Exercise details ▸ Only the number is wanted: how many lines contain the word "size"?

Data provided ▸
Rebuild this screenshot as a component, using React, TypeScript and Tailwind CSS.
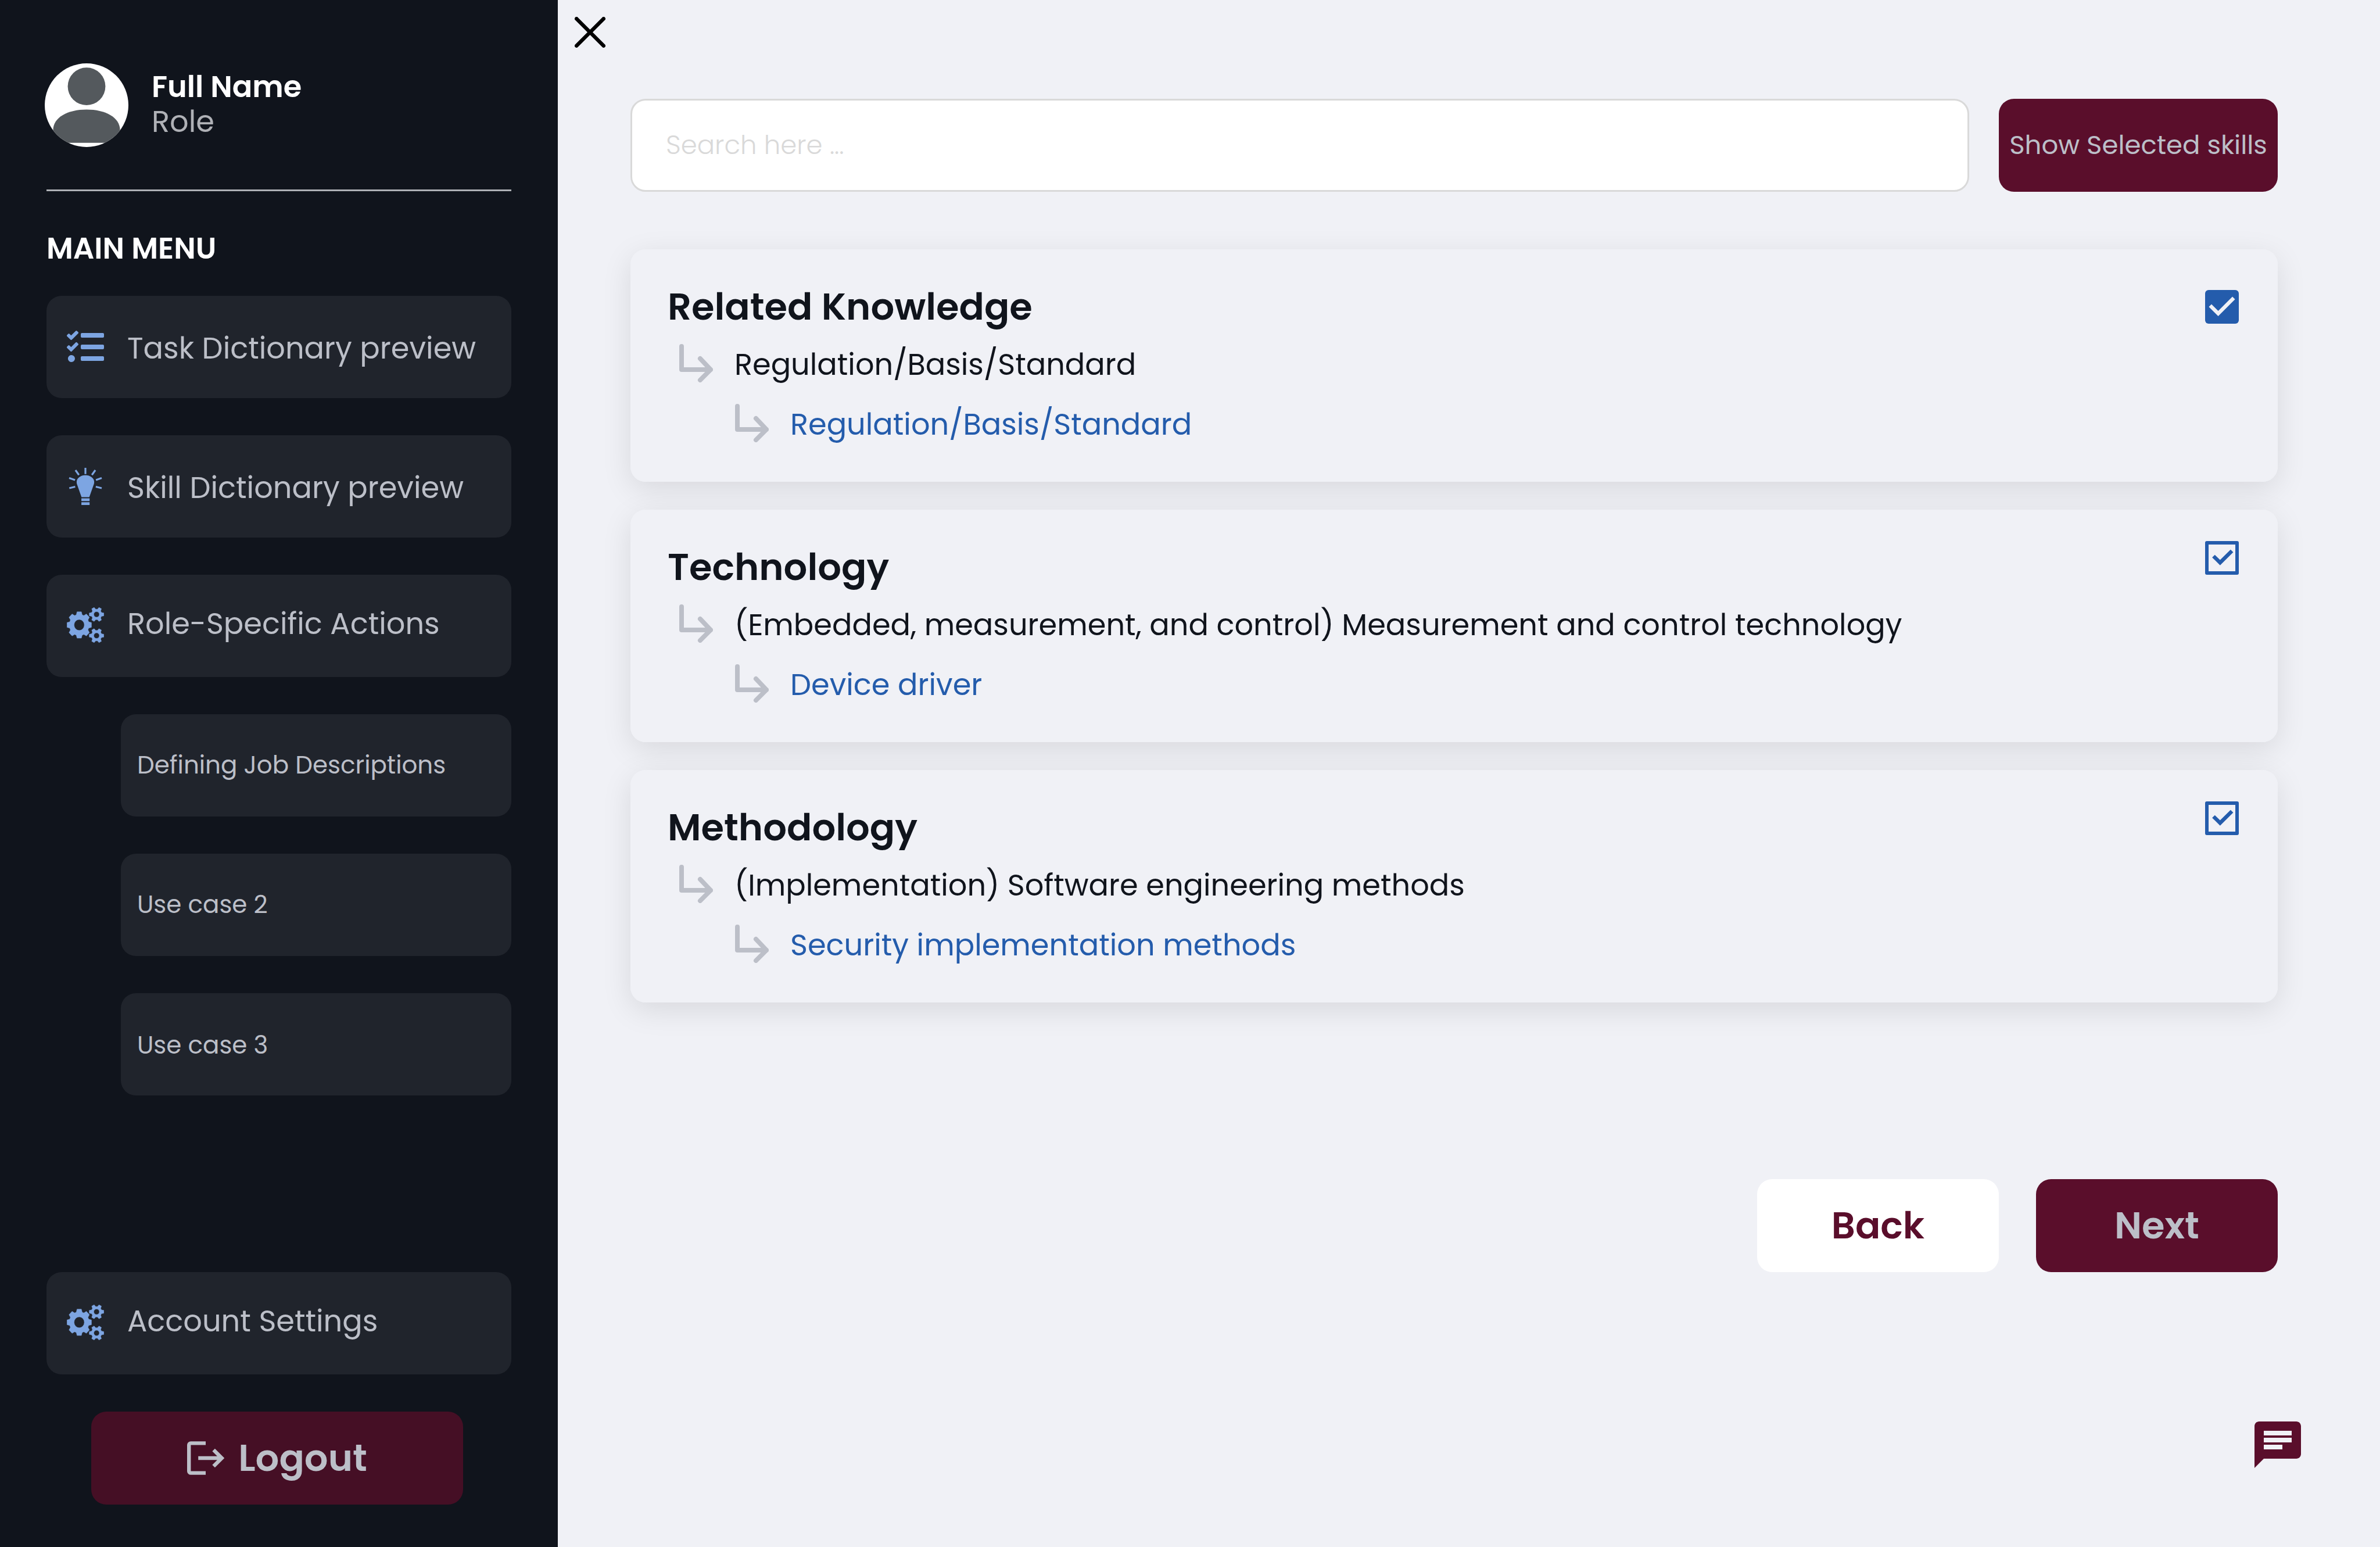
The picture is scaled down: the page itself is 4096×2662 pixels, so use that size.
import { useState } from "react";
import type { ReactNode } from "react";
import { FaTasks } from "react-icons/fa";
import { MdChat } from "react-icons/md";

/** Outline of a toothed wheel; the first tooth points to the right. */
function gearPath(
  cx: number,
  cy: number,
  rx: number,
  ry: number,
  teeth: number,
  body: number,
  tipHalf: number,
  baseHalf: number,
  hole: number,
) {
  const k = ry / rx;
  const points: string[] = [];
  for (let i = 0; i < teeth; i++) {
    const a = (i * 2 * Math.PI) / teeth;
    const corners = [
      [body, -baseHalf],
      [rx, -tipHalf],
      [rx, tipHalf],
      [body, baseHalf],
    ];
    for (const [u, v] of corners) {
      const x = cx + u * Math.cos(a) - v * Math.sin(a);
      const y = cy + (u * Math.sin(a) + v * Math.cos(a)) * k;
      points.push(`${x.toFixed(1)} ${y.toFixed(1)}`);
    }
  }
  const h = hole * k;
  return `M${points.join("L")}ZM${cx - hole} ${cy}a${hole} ${h} 0 1 0 ${hole * 2} 0a${hole} ${h} 0 1 0 ${-hole * 2} 0Z`;
}

const GEARS = [
  gearPath(80, 119, 79, 85, 8, 61, 14, 19, 33),
  gearPath(192, 51, 47, 47, 6, 32, 9, 12, 18),
  gearPath(192, 188, 47, 47, 6, 32, 9, 12, 18),
];

function GearsIcon() {
  return (
    <svg viewBox="0 5 240 240" className="size-16 shrink-0" fill="currentColor" fillRule="evenodd" stroke="currentColor" strokeWidth="2" strokeLinejoin="round" aria-hidden="true">
      {GEARS.map((d) => (
        <path key={d} d={d} />
      ))}
    </svg>
  );
}

function BulbIcon() {
  return (
    <svg viewBox="42 54 240 240" className="size-16 shrink-0" fill="currentColor" aria-hidden="true">
      <path
        d="M162 54V94M98 69L120 100M226 69L204 100M57 120L95 133M267 120L230 133M58 185L96 176M267 185L229 176"
        stroke="currentColor"
        strokeWidth="12"
      />
      <path d="M137 243L107 158C98 125 128 102 162 102S226 125 217 158L187 243Z" />
      <path d="M136 251h53v18h-53zM136 276h53v18h-53z" />
    </svg>
  );
}

function AvatarIcon() {
  return (
    <svg viewBox="0 0 180 180" className="size-36 shrink-0" role="img" aria-label="Profile picture">
      <clipPath id="avatar">
        <circle cx="90" cy="90" r="90" />
      </clipPath>
      <g clipPath="url(#avatar)">
        <path d="M0 0h180v180H0z" fill="#fff" />
        <circle cx="90" cy="49.5" r="40.5" fill="#54595D" />
        <path d="M18 171V144C18 116 50 99.5 90 99.5S162 116 162 144V171Z" fill="#54595D" />
      </g>
    </svg>
  );
}

function CloseIcon() {
  return (
    <svg viewBox="0 0 198 198" className="size-[53px]" stroke="currentColor" strokeWidth="24" strokeLinecap="round" aria-hidden="true">
      <path d="M12 12L186 186M186 12L12 186" />
    </svg>
  );
}

function LogoutIcon() {
  return (
    <svg viewBox="0 0 80 72" className="h-[58px] w-16 shrink-0" fill="none" stroke="currentColor" strokeWidth="8" aria-hidden="true">
      <path d="M40 4H8a4 4 0 0 0-4 4V64a4 4 0 0 0 4 4H40M24 36H74M57 18.5L74.5 36L57 53.5" />
    </svg>
  );
}

function BranchIcon() {
  return (
    <svg viewBox="0 0 58 66" className="mb-1.5 h-[66px] w-[58px] shrink-0 text-[#BCBFC8]" fill="none" stroke="currentColor" strokeWidth="8" strokeLinecap="round" strokeLinejoin="round" aria-hidden="true">
      <path d="M4 4V44H54M36 25L54 44L36 62" />
    </svg>
  );
}

function MenuItem({ icon, label, shift }: { icon: ReactNode; label: string; shift: string }) {
  return (
    <a href="#" className="flex h-44 items-center gap-10 rounded-[26px] bg-[#20242C] pl-[35px] text-[51px] leading-[76px] text-[#BCBFC8]">
      <span className="text-[#7DA5E2]">{icon}</span>
      <span className={shift}>{label}</span>
    </a>
  );
}

function SubItem({ label, shift = "" }: { label: string; shift?: string }) {
  return (
    <a href="#" className="ml-32 flex h-44 items-center rounded-[26px] bg-[#20242C] pl-7 text-[42px] leading-[62px] text-[#BCBFC8]">
      <span className={shift}>{label}</span>
    </a>
  );
}

function Sidebar() {
  return (
    <aside className="flex w-[960px] shrink-0 flex-col bg-[#10141C] px-20 pt-[109px] pb-[73px]">
      <div className="-ml-[3px] flex items-start gap-10">
        <AvatarIcon />
        <div className="pt-[10px] text-[51px] leading-[60px]">
          <p className="font-semibold text-white">Full Name</p>
          <p className="text-[#AFB1B6]">Role</p>
        </div>
      </div>
      <hr className="mt-[73px] border-t-3 border-[#AFB1B6]" />
      <h2 className="mt-[60px] text-[51px] leading-[76px] font-semibold text-white">MAIN MENU</h2>
      <nav className="mt-11 flex flex-col gap-16">
        <MenuItem icon={<FaTasks className="size-16" />} label="Task Dictionary preview" shift="pt-1" />
        <MenuItem icon={<BulbIcon />} label="Skill Dictionary preview" shift="pt-1" />
        <MenuItem icon={<GearsIcon />} label="Role-Specific Actions" shift="pb-2" />
        <SubItem label="Defining Job Descriptions" />
        <SubItem label="Use case 2" />
        <SubItem label="Use case 3" shift="pt-1" />
      </nav>
      <div className="mt-auto flex flex-col gap-16 pt-16">
        <MenuItem icon={<GearsIcon />} label="Account Settings" shift="pb-2" />
        <button type="button" className="ml-[77px] flex h-40 w-[640px] items-center justify-center gap-6 rounded-[26px] bg-[#450F25] text-[64px] leading-[96px] font-semibold text-[#BCBFC8]">
          <LogoutIcon />
          Logout
        </button>
      </div>
    </aside>
  );
}

type Skill = { title: string; group: string; item: string; filled: boolean };

const SKILLS: Skill[] = [
  { title: "Related Knowledge", group: "Regulation/Basis/Standard", item: "Regulation/Basis/Standard", filled: true },
  {
    title: "Technology",
    group: "(Embedded, measurement, and control) Measurement and control technology",
    item: "Device driver",
    filled: false,
  },
  {
    title: "Methodology",
    group: "(Implementation) Software engineering methods",
    item: "Security implementation methods",
    filled: false,
  },
];

function SkillCheckbox({ label, filled }: { label: string; filled: boolean }) {
  const [checked, setChecked] = useState(true);
  return (
    <label className={filled ? "mt-[70px] grid size-[58px]" : "mt-[54px] grid size-[58px]"}>
      <input
        type="checkbox"
        aria-label={label}
        checked={checked}
        onChange={(e) => setChecked(e.target.checked)}
        className={
          filled
            ? "col-start-1 row-start-1 size-full appearance-none rounded-[6px] bg-[#245CAC]"
            : "col-start-1 row-start-1 size-full appearance-none rounded-[3px] border-[6px] border-[#245CAC]"
        }
      />
      {checked && (
        <svg
          viewBox="3 3 18 18"
          className={filled ? "pointer-events-none col-start-1 row-start-1 size-full text-[#F0F1F6]" : "pointer-events-none col-start-1 row-start-1 size-full text-[#245CAC]"}
          fill="currentColor"
          aria-hidden="true"
        >
          <path d={filled ? "M10 17l-5-5 1.41-1.41L10 14.17l7.59-7.59L19 8l-9 9z" : "M6.76 11.75L8.2 10.35L11 13.05L16.6 7.56L18.03 8.96L11 15.93Z"} />
        </svg>
      )}
    </label>
  );
}

function SkillCard({ skill }: { skill: Skill }) {
  return (
    <article className="relative flex items-start justify-between rounded-[26px] bg-[#F0F1F6] pr-[67px] pl-16 before:absolute before:inset-0 before:-z-10 before:rounded-[26px] before:shadow-[0_13px_51px_rgba(0,0,0,0.1)]">
      <div className="pt-[51px] pb-[47px] text-[51px] leading-[103px] text-[#10141C]">
        <h3 className="text-[64px] leading-[96px] font-semibold">{skill.title}</h3>
        <p className="flex items-center gap-[37px] pl-5">
          <BranchIcon />
          {skill.group}
        </p>
        <p className="flex items-center gap-[37px] pl-[116px] text-[#245CAC]">
          <BranchIcon />
          <a href="#">{skill.item}</a>
        </p>
      </div>
      <SkillCheckbox label={skill.title} filled={skill.filled} />
    </article>
  );
}

export default function App() {
  return (
    <div className="flex min-h-screen bg-[#F0F1F6] font-['Poppins','Inter',sans-serif]">
      <Sidebar />
      <main className="flex min-w-0 flex-1 flex-col pt-[29px] pb-32">
        <button type="button" aria-label="Close" className="ml-[29px] self-start text-black">
          <CloseIcon />
        </button>
        <div className="mt-[88px] flex gap-[51px] pr-44 pl-[125px]">
          <input
            type="search"
            aria-label="Search"
            placeholder="Search here ..."
            className="h-40 min-w-0 flex-1 rounded-[26px] border-3 border-[#D9D9D9] bg-white px-[58px] text-[45px] font-light text-[#10141C] placeholder:text-[#D9D9D9]"
          />
          <button type="button" className="h-40 w-[480px] rounded-[26px] bg-[#5A0E2B] text-[45px] leading-[68px] whitespace-nowrap text-[#BCBFC8]">
            Show Selected skills
          </button>
        </div>
        <section className="isolate mt-[99px] flex flex-col gap-12 pr-44 pl-[125px]">
          {SKILLS.map((skill) => (
            <SkillCard key={skill.title} skill={skill} />
          ))}
        </section>
        <div className="mt-[304px] flex justify-end gap-16 pr-44 text-[64px] leading-[96px] font-semibold">
          <button type="button" className="h-40 w-[416px] rounded-[26px] bg-white text-[#5A0E2B]">
            Back
          </button>
          <button type="button" className="h-40 w-[416px] rounded-[26px] bg-[#5A0E2B] text-[#BCBFC8]">
            Next
          </button>
        </div>
        <button type="button" aria-label="Open chat" className="mt-auto mr-32 self-end text-[#5A0E2B]">
          <MdChat className="size-24" />
        </button>
      </main>
    </div>
  );
}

Written solution ▸ 11